Making the best first impression: Using machine learning to optimize photo selection
The first photo a traveler sees when looking for a hotel, restaurant, or experience can make or break a booking decision. As a key partner to business owners and tour operators across the globe, we want to ensure that when multiple images are equally relevant, the one shown first helps them put their best image forward, while still surfacing authentic traveler perspectives. .
The first photo a traveler sees when looking for a hotel, restaurant, or experience can make or break a booking decision. As a key partner to business owners and tour operators across the globe, we want to ensure that when multiple images are equally relevant, the one shown first helps them put their best image forward, while still surfacing authentic traveler perspectives. Our model doesn’t suppress unflattering or critical images; they remain fully visible in the gallery and can rank highly based on quality and relevance. When multiple images are equally relevant (e.g., multiple bedroom shots), we prioritize the one that is most visually engaging as the primary image.

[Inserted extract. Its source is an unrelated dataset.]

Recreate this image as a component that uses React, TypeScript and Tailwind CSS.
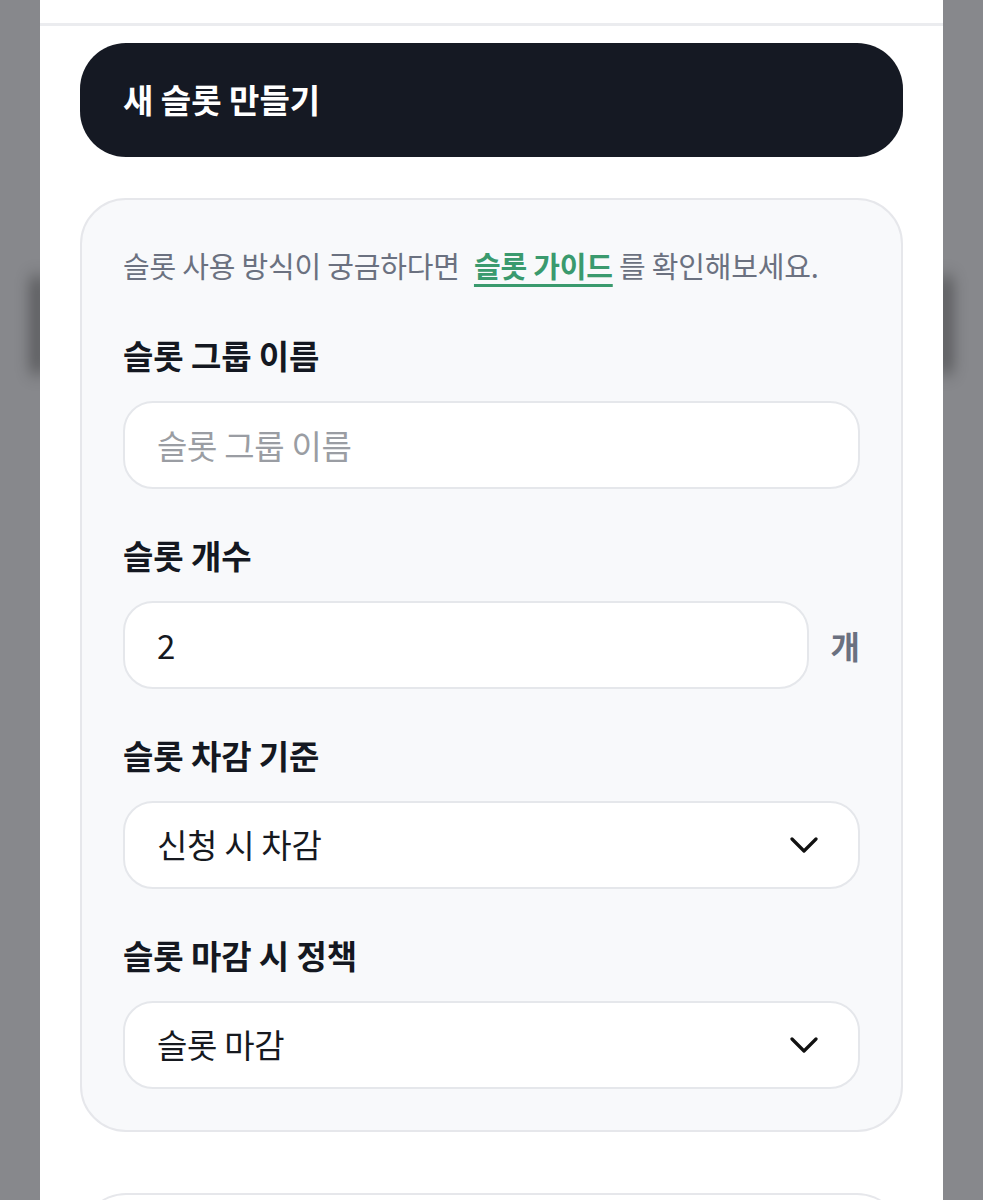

We recently launched our Primary Photo Service, a machine learning system that automatically selects the most compelling primary photos — the first photo that represents a hotel, restaurant, or attraction on Tripadvisor — to enable faster visual decision-making for our partners.
This end-to-end solution combines computer vision, pairwise learning, and large-scale infrastructure to scale high-quality photo selection.While simple on its surface, it processes around 12,000 read requests per second during peak hours. And since launch, we’ve seen significant increases in click-through rates and bookings, all without adding a layer of complexity to the lives of our partners.
Why primary photos matter
For any online platform, across categories, photos are business drivers. According to a 2022 report from Journal of Business Research, high-quality, visually rich images can significantly increase user engagement across digital platforms. Images are a central component of traveler engagement at Tripadvisor, with about 350M images published to locations and an average year-over-year growth in image uploads of about 33% since 2010.
When travelers browse our site, the primary photo is often their first impression of a property. A gorgeous exterior shot of a hotel with just the right light can bring in clicks. A generic, dark photo of a basic room will keep people scrolling. As one of our travelers stated plainly in the title of their review, “[I] booked because of the location, photos, and reviews.”
But acting on that knowledge historically has been difficult. Manual curation of photos, amongst the millions of images uploaded by owners, operators, and travelers alike, isn’t a feasible, scalable solution. And while our partners have a deluge of images to choose from, they vary greatly in perspective and quality.
Our methodology Using AI to find patterns in attraction
To find a solution, we leaned into a key insight: “attractiveness” may be subjective, but patterns exist. There are commonalities to be found in popular photos across categories and cultures: the right lighting, the perfect perspective, the exposition of unique features. We set out to develop an approach that combines two key metrics — visual appeal and relevance — to identify photos that are both eye-catching and accurately representative of what travelers want to see when they’re in discovery-mode.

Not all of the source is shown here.